Task objective: Every line below should be copied exactly; drop the pictures.
============
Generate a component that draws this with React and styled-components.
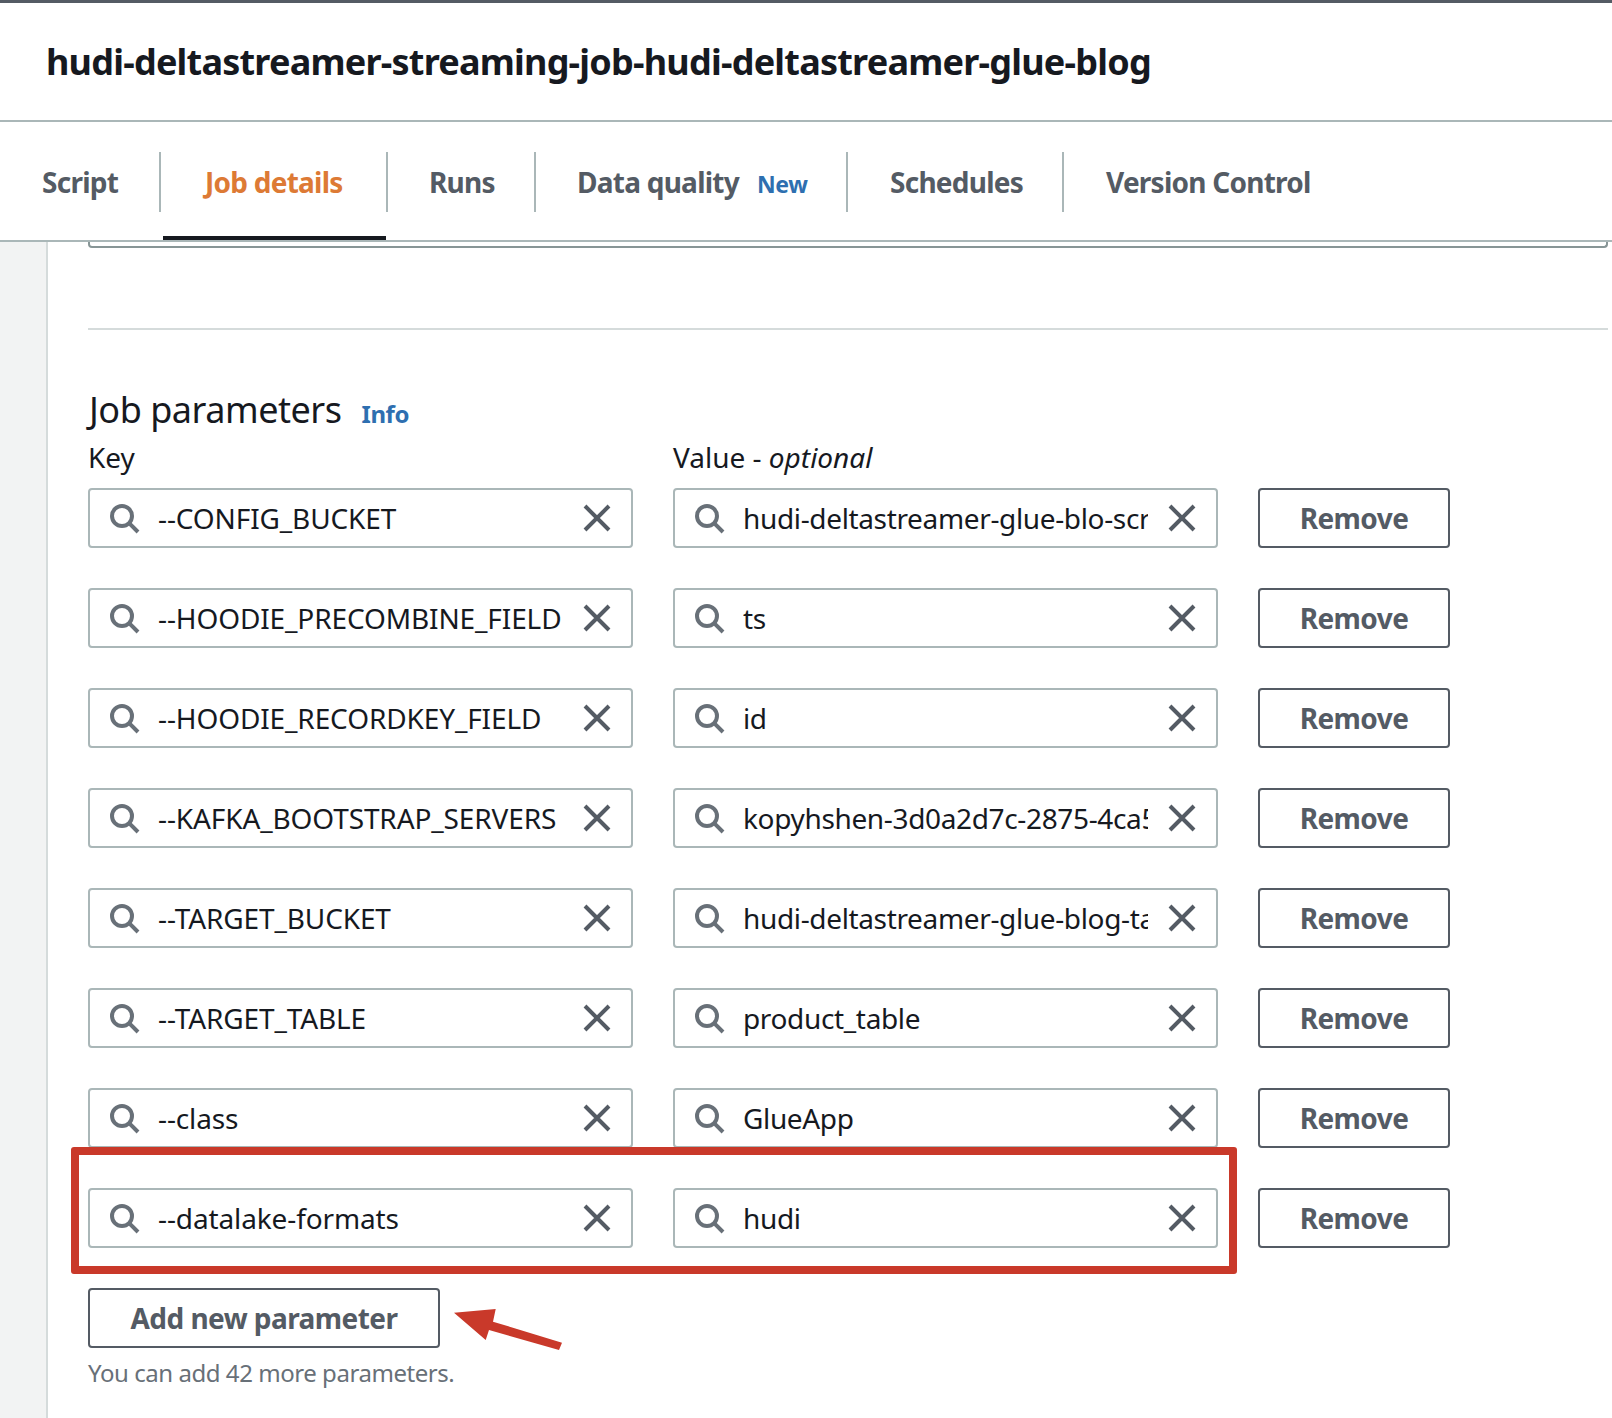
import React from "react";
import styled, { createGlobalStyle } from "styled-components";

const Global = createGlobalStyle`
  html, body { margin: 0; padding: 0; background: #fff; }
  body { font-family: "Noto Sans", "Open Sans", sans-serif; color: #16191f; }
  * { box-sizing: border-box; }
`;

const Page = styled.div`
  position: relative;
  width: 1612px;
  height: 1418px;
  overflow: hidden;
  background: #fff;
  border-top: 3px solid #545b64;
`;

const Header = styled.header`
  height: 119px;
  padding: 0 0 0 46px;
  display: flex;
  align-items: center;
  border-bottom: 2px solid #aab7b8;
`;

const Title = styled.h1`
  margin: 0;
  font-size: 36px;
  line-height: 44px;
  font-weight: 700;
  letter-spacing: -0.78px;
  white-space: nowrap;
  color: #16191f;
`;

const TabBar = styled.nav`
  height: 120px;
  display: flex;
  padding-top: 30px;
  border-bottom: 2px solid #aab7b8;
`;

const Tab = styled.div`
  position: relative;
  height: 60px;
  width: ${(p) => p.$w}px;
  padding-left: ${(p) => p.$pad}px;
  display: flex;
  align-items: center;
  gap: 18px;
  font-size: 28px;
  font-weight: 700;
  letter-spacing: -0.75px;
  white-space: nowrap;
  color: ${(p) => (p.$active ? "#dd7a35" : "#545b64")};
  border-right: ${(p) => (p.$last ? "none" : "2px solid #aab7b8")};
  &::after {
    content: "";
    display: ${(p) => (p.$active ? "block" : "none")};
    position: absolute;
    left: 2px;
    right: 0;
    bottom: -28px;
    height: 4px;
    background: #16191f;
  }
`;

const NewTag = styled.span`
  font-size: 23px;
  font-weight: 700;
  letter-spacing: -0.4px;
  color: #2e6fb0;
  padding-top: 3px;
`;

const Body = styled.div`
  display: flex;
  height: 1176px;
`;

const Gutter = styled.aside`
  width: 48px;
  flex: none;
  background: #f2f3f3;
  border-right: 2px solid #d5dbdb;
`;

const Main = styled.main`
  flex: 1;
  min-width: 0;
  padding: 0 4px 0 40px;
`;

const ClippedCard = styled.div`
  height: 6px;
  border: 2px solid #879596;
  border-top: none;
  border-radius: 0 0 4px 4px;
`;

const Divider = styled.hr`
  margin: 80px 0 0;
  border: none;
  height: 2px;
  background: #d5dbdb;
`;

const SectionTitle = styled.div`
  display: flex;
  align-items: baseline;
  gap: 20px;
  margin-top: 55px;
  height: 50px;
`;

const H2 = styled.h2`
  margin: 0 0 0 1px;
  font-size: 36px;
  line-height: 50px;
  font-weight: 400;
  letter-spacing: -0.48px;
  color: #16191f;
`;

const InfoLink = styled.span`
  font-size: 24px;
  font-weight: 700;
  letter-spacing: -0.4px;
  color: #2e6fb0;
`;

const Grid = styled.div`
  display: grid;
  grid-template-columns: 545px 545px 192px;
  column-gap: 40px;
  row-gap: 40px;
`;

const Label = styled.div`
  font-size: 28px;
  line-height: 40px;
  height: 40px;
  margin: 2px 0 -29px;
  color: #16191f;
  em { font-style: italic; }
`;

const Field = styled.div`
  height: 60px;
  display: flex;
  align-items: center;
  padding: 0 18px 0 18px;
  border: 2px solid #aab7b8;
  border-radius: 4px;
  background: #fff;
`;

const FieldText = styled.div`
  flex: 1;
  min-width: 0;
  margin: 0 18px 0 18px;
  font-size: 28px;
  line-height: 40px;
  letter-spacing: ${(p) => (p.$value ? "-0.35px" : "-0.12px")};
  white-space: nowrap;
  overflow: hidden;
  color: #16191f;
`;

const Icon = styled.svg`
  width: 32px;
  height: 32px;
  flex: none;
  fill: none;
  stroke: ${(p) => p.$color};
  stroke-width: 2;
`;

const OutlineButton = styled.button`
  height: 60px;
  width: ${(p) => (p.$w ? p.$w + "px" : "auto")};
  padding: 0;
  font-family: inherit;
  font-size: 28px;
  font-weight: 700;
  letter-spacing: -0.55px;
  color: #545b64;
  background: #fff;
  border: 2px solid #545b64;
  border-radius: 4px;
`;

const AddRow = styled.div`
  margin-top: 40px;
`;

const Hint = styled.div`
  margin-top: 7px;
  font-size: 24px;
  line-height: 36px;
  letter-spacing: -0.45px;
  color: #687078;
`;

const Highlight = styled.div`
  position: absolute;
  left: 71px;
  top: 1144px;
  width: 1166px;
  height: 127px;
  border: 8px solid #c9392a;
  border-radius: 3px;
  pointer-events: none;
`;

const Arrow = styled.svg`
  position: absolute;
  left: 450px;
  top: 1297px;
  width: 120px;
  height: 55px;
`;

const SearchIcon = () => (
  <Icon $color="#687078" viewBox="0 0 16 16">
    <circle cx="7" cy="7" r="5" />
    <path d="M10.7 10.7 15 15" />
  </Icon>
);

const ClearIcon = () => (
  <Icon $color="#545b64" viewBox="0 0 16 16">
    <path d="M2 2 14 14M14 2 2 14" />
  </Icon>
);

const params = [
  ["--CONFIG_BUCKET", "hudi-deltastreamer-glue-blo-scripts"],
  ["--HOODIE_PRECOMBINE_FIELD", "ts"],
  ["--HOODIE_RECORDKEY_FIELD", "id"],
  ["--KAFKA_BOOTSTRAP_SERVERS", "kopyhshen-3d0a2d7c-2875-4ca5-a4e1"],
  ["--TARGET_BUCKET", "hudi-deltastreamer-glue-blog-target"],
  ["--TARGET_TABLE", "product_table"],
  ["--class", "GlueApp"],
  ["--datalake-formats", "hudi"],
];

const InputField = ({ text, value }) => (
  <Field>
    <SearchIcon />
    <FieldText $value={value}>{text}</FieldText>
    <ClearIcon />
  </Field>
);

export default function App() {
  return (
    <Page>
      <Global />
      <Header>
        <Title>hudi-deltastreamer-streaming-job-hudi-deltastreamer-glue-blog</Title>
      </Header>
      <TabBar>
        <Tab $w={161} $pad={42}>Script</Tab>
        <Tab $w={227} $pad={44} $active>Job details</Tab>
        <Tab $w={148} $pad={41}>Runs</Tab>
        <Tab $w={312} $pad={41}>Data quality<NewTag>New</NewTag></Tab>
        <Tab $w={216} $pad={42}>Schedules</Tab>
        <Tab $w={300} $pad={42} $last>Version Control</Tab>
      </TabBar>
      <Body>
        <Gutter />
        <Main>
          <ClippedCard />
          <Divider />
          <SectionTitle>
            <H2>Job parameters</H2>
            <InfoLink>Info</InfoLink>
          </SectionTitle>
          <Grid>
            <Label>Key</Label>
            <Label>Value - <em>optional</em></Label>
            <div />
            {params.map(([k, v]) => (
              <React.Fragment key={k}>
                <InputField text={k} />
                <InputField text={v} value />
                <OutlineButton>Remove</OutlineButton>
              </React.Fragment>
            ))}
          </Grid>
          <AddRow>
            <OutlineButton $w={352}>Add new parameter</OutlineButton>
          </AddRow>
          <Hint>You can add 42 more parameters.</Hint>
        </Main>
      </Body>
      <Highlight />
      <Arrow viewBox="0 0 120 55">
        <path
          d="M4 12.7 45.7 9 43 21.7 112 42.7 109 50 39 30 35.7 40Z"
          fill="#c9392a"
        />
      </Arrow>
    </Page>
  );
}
============
Answer for this exercise:
Generate a component that draws this with React and styled-components.
import React from "react";
import styled, { createGlobalStyle } from "styled-components";

const Global = createGlobalStyle`
  html, body { margin: 0; padding: 0; background: #fff; }
  body { font-family: "Noto Sans", "Open Sans", sans-serif; color: #16191f; }
  * { box-sizing: border-box; }
`;

const Page = styled.div`
  position: relative;
  width: 1612px;
  height: 1418px;
  overflow: hidden;
  background: #fff;
  border-top: 3px solid #545b64;
`;

const Header = styled.header`
  height: 119px;
  padding: 0 0 0 46px;
  display: flex;
  align-items: center;
  border-bottom: 2px solid #aab7b8;
`;

const Title = styled.h1`
  margin: 0;
  font-size: 36px;
  line-height: 44px;
  font-weight: 700;
  letter-spacing: -0.78px;
  white-space: nowrap;
  color: #16191f;
`;

const TabBar = styled.nav`
  height: 120px;
  display: flex;
  padding-top: 30px;
  border-bottom: 2px solid #aab7b8;
`;

const Tab = styled.div`
  position: relative;
  height: 60px;
  width: ${(p) => p.$w}px;
  padding-left: ${(p) => p.$pad}px;
  display: flex;
  align-items: center;
  gap: 18px;
  font-size: 28px;
  font-weight: 700;
  letter-spacing: -0.75px;
  white-space: nowrap;
  color: ${(p) => (p.$active ? "#dd7a35" : "#545b64")};
  border-right: ${(p) => (p.$last ? "none" : "2px solid #aab7b8")};
  &::after {
    content: "";
    display: ${(p) => (p.$active ? "block" : "none")};
    position: absolute;
    left: 2px;
    right: 0;
    bottom: -28px;
    height: 4px;
    background: #16191f;
  }
`;

const NewTag = styled.span`
  font-size: 23px;
  font-weight: 700;
  letter-spacing: -0.4px;
  color: #2e6fb0;
  padding-top: 3px;
`;

const Body = styled.div`
  display: flex;
  height: 1176px;
`;

const Gutter = styled.aside`
  width: 48px;
  flex: none;
  background: #f2f3f3;
  border-right: 2px solid #d5dbdb;
`;

const Main = styled.main`
  flex: 1;
  min-width: 0;
  padding: 0 4px 0 40px;
`;

const ClippedCard = styled.div`
  height: 6px;
  border: 2px solid #879596;
  border-top: none;
  border-radius: 0 0 4px 4px;
`;

const Divider = styled.hr`
  margin: 80px 0 0;
  border: none;
  height: 2px;
  background: #d5dbdb;
`;

const SectionTitle = styled.div`
  display: flex;
  align-items: baseline;
  gap: 20px;
  margin-top: 55px;
  height: 50px;
`;

const H2 = styled.h2`
  margin: 0 0 0 1px;
  font-size: 36px;
  line-height: 50px;
  font-weight: 400;
  letter-spacing: -0.48px;
  color: #16191f;
`;

const InfoLink = styled.span`
  font-size: 24px;
  font-weight: 700;
  letter-spacing: -0.4px;
  color: #2e6fb0;
`;

const Grid = styled.div`
  display: grid;
  grid-template-columns: 545px 545px 192px;
  column-gap: 40px;
  row-gap: 40px;
`;

const Label = styled.div`
  font-size: 28px;
  line-height: 40px;
  height: 40px;
  margin: 2px 0 -29px;
  color: #16191f;
  em { font-style: italic; }
`;

const Field = styled.div`
  height: 60px;
  display: flex;
  align-items: center;
  padding: 0 18px 0 18px;
  border: 2px solid #aab7b8;
  border-radius: 4px;
  background: #fff;
`;

const FieldText = styled.div`
  flex: 1;
  min-width: 0;
  margin: 0 18px 0 18px;
  font-size: 28px;
  line-height: 40px;
  letter-spacing: ${(p) => (p.$value ? "-0.35px" : "-0.12px")};
  white-space: nowrap;
  overflow: hidden;
  color: #16191f;
`;

const Icon = styled.svg`
  width: 32px;
  height: 32px;
  flex: none;
  fill: none;
  stroke: ${(p) => p.$color};
  stroke-width: 2;
`;

const OutlineButton = styled.button`
  height: 60px;
  width: ${(p) => (p.$w ? p.$w + "px" : "auto")};
  padding: 0;
  font-family: inherit;
  font-size: 28px;
  font-weight: 700;
  letter-spacing: -0.55px;
  color: #545b64;
  background: #fff;
  border: 2px solid #545b64;
  border-radius: 4px;
`;

const AddRow = styled.div`
  margin-top: 40px;
`;

const Hint = styled.div`
  margin-top: 7px;
  font-size: 24px;
  line-height: 36px;
  letter-spacing: -0.45px;
  color: #687078;
`;

const Highlight = styled.div`
  position: absolute;
  left: 71px;
  top: 1144px;
  width: 1166px;
  height: 127px;
  border: 8px solid #c9392a;
  border-radius: 3px;
  pointer-events: none;
`;

const Arrow = styled.svg`
  position: absolute;
  left: 450px;
  top: 1297px;
  width: 120px;
  height: 55px;
`;

const SearchIcon = () => (
  <Icon $color="#687078" viewBox="0 0 16 16">
    <circle cx="7" cy="7" r="5" />
    <path d="M10.7 10.7 15 15" />
  </Icon>
);

const ClearIcon = () => (
  <Icon $color="#545b64" viewBox="0 0 16 16">
    <path d="M2 2 14 14M14 2 2 14" />
  </Icon>
);

const params = [
  ["--CONFIG_BUCKET", "hudi-deltastreamer-glue-blo-scripts"],
  ["--HOODIE_PRECOMBINE_FIELD", "ts"],
  ["--HOODIE_RECORDKEY_FIELD", "id"],
  ["--KAFKA_BOOTSTRAP_SERVERS", "kopyhshen-3d0a2d7c-2875-4ca5-a4e1"],
  ["--TARGET_BUCKET", "hudi-deltastreamer-glue-blog-target"],
  ["--TARGET_TABLE", "product_table"],
  ["--class", "GlueApp"],
  ["--datalake-formats", "hudi"],
];

const InputField = ({ text, value }) => (
  <Field>
    <SearchIcon />
    <FieldText $value={value}>{text}</FieldText>
    <ClearIcon />
  </Field>
);

export default function App() {
  return (
    <Page>
      <Global />
      <Header>
        <Title>hudi-deltastreamer-streaming-job-hudi-deltastreamer-glue-blog</Title>
      </Header>
      <TabBar>
        <Tab $w={161} $pad={42}>Script</Tab>
        <Tab $w={227} $pad={44} $active>Job details</Tab>
        <Tab $w={148} $pad={41}>Runs</Tab>
        <Tab $w={312} $pad={41}>Data quality<NewTag>New</NewTag></Tab>
        <Tab $w={216} $pad={42}>Schedules</Tab>
        <Tab $w={300} $pad={42} $last>Version Control</Tab>
      </TabBar>
      <Body>
        <Gutter />
        <Main>
          <ClippedCard />
          <Divider />
          <SectionTitle>
            <H2>Job parameters</H2>
            <InfoLink>Info</InfoLink>
          </SectionTitle>
          <Grid>
            <Label>Key</Label>
            <Label>Value - <em>optional</em></Label>
            <div />
            {params.map(([k, v]) => (
              <React.Fragment key={k}>
                <InputField text={k} />
                <InputField text={v} value />
                <OutlineButton>Remove</OutlineButton>
              </React.Fragment>
            ))}
          </Grid>
          <AddRow>
            <OutlineButton $w={352}>Add new parameter</OutlineButton>
          </AddRow>
          <Hint>You can add 42 more parameters.</Hint>
        </Main>
      </Body>
      <Highlight />
      <Arrow viewBox="0 0 120 55">
        <path
          d="M4 12.7 45.7 9 43 21.7 112 42.7 109 50 39 30 35.7 40Z"
          fill="#c9392a"
        />
      </Arrow>
    </Page>
  );
}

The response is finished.